Ayat diatas menegaskan bahwa segala sesuatu yang ada di  bumi untuk umat manusia dalam pengertian boleh dimakan makanannya boleh dilakukan hal-hal yang membawa manfaat bagi kehidupan.  Apabila ada larangan, berarti pada makanan dan perbuatan tersebut berbahaya bagi manusia.
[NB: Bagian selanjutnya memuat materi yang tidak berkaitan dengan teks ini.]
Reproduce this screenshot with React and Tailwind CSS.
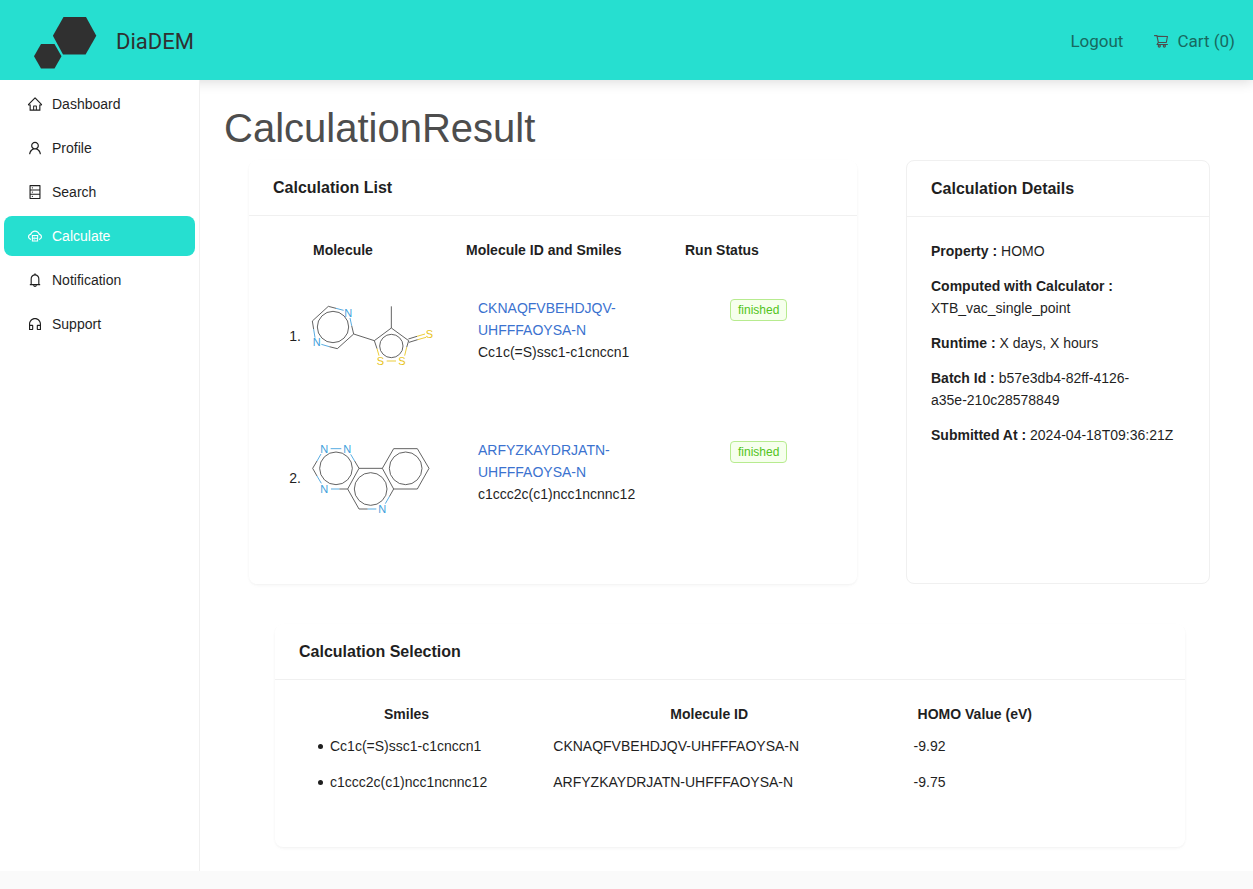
import React from "react";
import {
  AiOutlineHome,
  AiOutlineUser,
  AiOutlineDatabase,
  AiOutlineCloudServer,
  AiOutlineBell,
  AiOutlineCustomerService,
  AiOutlineShoppingCart,
} from "react-icons/ai";

const navItems = [
  { label: "Dashboard", Icon: AiOutlineHome },
  { label: "Profile", Icon: AiOutlineUser },
  { label: "Search", Icon: AiOutlineDatabase },
  { label: "Calculate", Icon: AiOutlineCloudServer, active: true },
  { label: "Notification", Icon: AiOutlineBell },
  { label: "Support", Icon: AiOutlineCustomerService },
];

function Logo() {
  return (
    <svg viewBox="0 0 64 54" className="h-[54px] w-16" fill="#303030" aria-hidden="true">
      <path d="M30.5 2h22.5l10.3 18.8L52.6 39.5H30L19.9 20.8z" />
      <path d="M8 29h13.5l7 12.2-7 12.3H8L1 41.2z" />
    </svg>
  );
}

function Header() {
  return (
    <header className="flex h-20 items-center justify-between bg-[#26dfd0] pl-[33px] pr-[18px] font-[Roboto,sans-serif] shadow-[0_2px_12px_rgba(0,0,0,0.14)]">
      <a href="#home" className="flex items-center gap-[19px] pt-1">
        <Logo />
        <span className="text-[22px] leading-7 text-[#303030]">DiaDEM</span>
      </a>
      <nav className="flex items-center gap-[30px] pt-[2px] text-[17px] leading-6 text-[#17695f]">
        <a href="#logout">Logout</a>
        <a href="#cart" className="flex items-center gap-2">
          <AiOutlineShoppingCart className="size-4 text-[#4d4d4d]" />
          Cart (0)
        </a>
      </nav>
    </header>
  );
}

function Sidebar() {
  return (
    <aside className="relative z-10 w-[200px] shrink-0 border-r border-[#f0f0f0] bg-white px-1 pt-1">
      <nav className="flex flex-col gap-1">
        {navItems.map(({ label, Icon, active }) => (
          <a
            key={label}
            href={"#" + label.toLowerCase()}
            className={
              active
                ? "flex h-10 items-center gap-[9px] rounded-lg bg-[#26dfd0] px-[23px] text-white"
                : "flex h-10 items-center gap-[9px] rounded-lg px-[23px]"
            }
          >
            <Icon className="size-4" />
            {label}
          </a>
        ))}
      </nav>
    </aside>
  );
}

const BLUE = "#3f9fdc";
const YELLOW = "#e8c41c";

function Atom({ x, y, name }) {
  return (
    <text
      x={x}
      y={y + 12}
      textAnchor="middle"
      fontSize="33"
      fontFamily="Liberation Sans, sans-serif"
      fill={name === "S" ? YELLOW : BLUE}
    >
      {name}
    </text>
  );
}

function MoleculeOne() {
  return (
    <svg viewBox="81 -12 390 300" className="block h-[100px] w-[130px]" fill="none" strokeWidth="2.6" role="img" aria-label="Cc1c(=S)ssc1-c1cnccn1">
      <g stroke="#4a4a4a">
        <path d="M101 118L97 93L145 49L168 55M215 107L221 132L172 176L148 170" />
        <path d="M221 132L283 152L334 114V49M334 114L386 152L380 172M283 152L291 176" />
        <path d="M385 147L411 139M387 157L413 149" />
        <circle cx="159" cy="111" r="47" />
        <circle cx="334" cy="168" r="35" />
      </g>
      <path stroke={BLUE} d="M101 118L105 143M168 55L191 61M215 107L210 84M148 170L124 163" />
      <path stroke={YELLOW} d="M380 172L374 197M291 176L297 197M320 213H348M411 139L435 132M413 149L438 142" />
      <Atom x={205} y={69} name="N" />
      <Atom x={110} y={157} name="N" />
      <Atom x={301} y={213} name="S" />
      <Atom x={366} y={213} name="S" />
      <Atom x={448} y={133} name="S" />
    </svg>
  );
}

function MoleculeTwo() {
  return (
    <svg viewBox="81 -6 390 300" className="block h-[100px] w-[130px]" fill="none" strokeWidth="2.6" role="img" aria-label="c1ccc2c(c1)ncc1ncnnc12">
      <g stroke="#4a4a4a">
        <path d="M111 93L98 115L111 138M224 93L237 115L203 177H178M237 115H307L341 177L328 200" />
        <path d="M203 177L237 237H263M307 115L341 56H412L447 115L412 177H341" />
        <circle cx="168" cy="115" r="49" />
        <circle cx="272" cy="177" r="49" />
        <circle cx="377" cy="115" r="49" />
      </g>
      <path stroke={BLUE} d="M111 93L123 72M111 138L124 160M152 56H184M224 93L212 73M178 177H153M328 200L316 221M263 237H289" />
      <Atom x={133} y={56} name="N" />
      <Atom x={202} y={56} name="N" />
      <Atom x={133} y={177} name="N" />
      <Atom x={307} y={237} name="N" />
    </svg>
  );
}

const molecules = [
  { id: "CKNAQFVBEHDJQV-UHFFFAOYSA-N", smiles: "Cc1c(=S)ssc1-c1cnccn1", homo: "-9.92", Drawing: MoleculeOne },
  { id: "ARFYZKAYDRJATN-UHFFFAOYSA-N", smiles: "c1ccc2c(c1)ncc1ncnnc12", homo: "-9.75", Drawing: MoleculeTwo },
];

function Card({ title, bordered, className, children }) {
  return (
    <section
      className={
        (bordered
          ? "rounded-lg border border-[#f0f0f0] bg-white "
          : "rounded-lg bg-white shadow-[0_1px_2px_0_rgba(0,0,0,0.03),0_1px_6px_-1px_rgba(0,0,0,0.02),0_2px_4px_0_rgba(0,0,0,0.02)] ") +
        (className || "")
      }
    >
      <h2 className="flex h-14 items-center border-b border-[#f0f0f0] px-6 text-base font-semibold">{title}</h2>
      {children}
    </section>
  );
}

function CalculationList() {
  return (
    <Card title="Calculation List">
      <div className="px-6 pt-[23px] pb-[39px]">
        <table className="w-full table-fixed text-left">
          <colgroup>
            <col className="w-[34px]" />
            <col className="w-[159px]" />
            <col className="w-[219px]" />
            <col />
          </colgroup>
          <thead>
            <tr>
              <th />
              <th className="pl-[6px] font-semibold">Molecule</th>
              <th className="font-semibold">Molecule ID and Smiles</th>
              <th className="font-semibold">Run Status</th>
            </tr>
          </thead>
          <tbody>
            {molecules.map(({ id, smiles, Drawing }, i) => (
              <tr key={id}>
                <td className="pt-[25px] pr-[6px] pb-[17px] text-right align-middle">{i + 1}.</td>
                <td className="pt-[25px] pb-[17px]">
                  <Drawing />
                </td>
                <td className="pt-9 pl-3 align-top">
                  <a href={"#" + id} className="block text-[#3b72cf]">{id}</a>
                  {smiles}
                </td>
                <td className="pt-[38px] pl-[45px] align-top">
                  <span className="block w-fit rounded border border-[#b7eb8f] bg-[#f6ffed] px-[7px] text-xs leading-5 text-[#52c41a]">
                    finished
                  </span>
                </td>
              </tr>
            ))}
          </tbody>
        </table>
      </div>
    </Card>
  );
}

const details = [
  ["Property", "HOMO"],
  ["Computed with Calculator", "XTB_vac_single_point"],
  ["Runtime", "X days, X hours"],
  ["Batch Id", "b57e3db4-82ff-4126-a35e-210c28578849"],
  ["Submitted At", "2024-04-18T09:36:21Z"],
];

function CalculationDetails() {
  return (
    <Card title="Calculation Details" bordered>
      <div className="flex flex-col gap-[13px] px-6 pt-[23px] pb-6">
        {details.map(([name, value]) => (
          <p key={name} className={name === "Batch Id" ? "max-w-[220px]" : undefined}>
            <strong className="font-semibold">{name} :</strong> {value}
          </p>
        ))}
      </div>
    </Card>
  );
}

function CalculationSelection() {
  return (
    <Card title="Calculation Selection" className="mt-10 mr-[25px] ml-[26px]">
      <div className="px-6 pt-[23px] pb-[47px]">
        <table className="w-full table-fixed text-left">
          <colgroup>
            <col className="w-[29.5%]" />
            <col className="w-[41.8%]" />
            <col />
          </colgroup>
          <thead>
            <tr>
              <th className="pb-[3px] pl-[85px] font-semibold">Smiles</th>
              <th className="pb-[3px] pl-[117px] font-semibold">Molecule ID</th>
              <th className="pb-[3px] pl-1 font-semibold">HOMO Value (eV)</th>
            </tr>
          </thead>
          <tbody>
            {molecules.map(({ id, smiles, homo }) => (
              <tr key={id} className="h-9">
                <td className="pl-[19px]">
                  <span className="flex items-center gap-[7px]">
                    <span className="size-[5px] rounded-full bg-[#1f1f1f]" />
                    {smiles}
                  </span>
                </td>
                <td>{id}</td>
                <td>{homo}</td>
              </tr>
            ))}
          </tbody>
        </table>
      </div>
    </Card>
  );
}

export default function App() {
  return (
    <div className="min-h-screen bg-[#fafafa] font-['Liberation_Sans',Arial,sans-serif] text-sm leading-[22px] text-[#1f1f1f]">
      <div className="bg-white">
        <Header />
        <div className="flex">
          <Sidebar />
          <main className="min-w-0 flex-1 pt-6 pr-[43px] pb-6 pl-6">
            <h1 className="mb-2 text-[40px] leading-[48px] text-[#4d4d4d]">CalculationResult</h1>
            <div className="pl-[25px]">
              <div className="grid grid-cols-[2fr_1fr] gap-[49px]">
                <CalculationList />
                <CalculationDetails />
              </div>
              <CalculationSelection />
            </div>
          </main>
        </div>
      </div>
    </div>
  );
}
2.      Istishab al-baraah al-ashliyah
Istishab yang didasarkan pada dasarnya setiap orang bebas dari tuntutan beban taklif sampai ada dalil yang mengubah status itu.  Seorang yang menuntut bahwa haknya terdapat pada diri seseorang ia harus mampu membuktikannya karena pihak tertuduh pada dasarnya bebas dari segala tuntutan, dan setatusnya itu tidak bisa diganggu gugat kecuali ada bukti yang jelas.  Jadi seseorang dengan prinsip istishab akan selalu dianggap berada dalam status tidak bersalah sampai ada bukti yang mengubah statusnya itu.
3.      Istishab al-hukm
Istishab yang didasarkan atas tetapnya status hukum yang sudah ada selama tidak ada bukti yang mengubahnya.  Misalnya : seorang yang memiliki sebidang tanah atau harta bergerak seperti mobil, maka harta miliknya itu tetap dianggap ada selama tidak terbukti dengan peristiwa yang mngubah status hukum itu, seperti duijual atau di hibahkan kepada pihak lain.
4.      Istishab al-washf
Istishab yang didasarkan atas anggapan masih tetapnya sifat yang diketahui ada sebelumnya sampai ada bukti  yang mengubahnya.  Misalnya: sifat hidup yang dimiliki seseorang yang hilang tetap dianggap masih ada sampai ada bukti bahwa ia telah wafat.[8]
      Di  dalam penerapan Istishab yang disepakati itu (1,2,3) terjadi perbedaan, yang diantaranya dapat terlihat pada masalah-masalah berikut :
1.      Apabila seseorang dalam keadaan berwudhu’, kemudian ia ragu bahwa ia berhadas.  Menurut Malik orang tersebut tidak boleh shalat sebelum ia berwudhu’ lagi.  Yang demikian disebabkan bertentangan dua macam asal :
a.       Tetapnya sifat wudhu’ berdasarkan Istishab dan tidak bisa dihilangkan oleh syak.
b.      Bahwa tanggung jawabnya ialah melaksanakan kwajiban shalat.
      Dengan berpegang pada Istishab beban kewajiban shalat hanya bisa bebas apabila telah dilaksanakan menurut tata caranya dengan wudhu yang tsabit secara yakin, sedang wudhu orang tersebut berada dalam setatus ragu dan keraguan terhadap suci meniadakan syarat sahalat.  Ulama’ selain Malik menetapkan orang tidi boleh shalat karena wudhu’nya tidak hilang/batal.  Dalam pendapat ini, pendapat Imam Malik lebih berhati-hati dan lebih patut diterima.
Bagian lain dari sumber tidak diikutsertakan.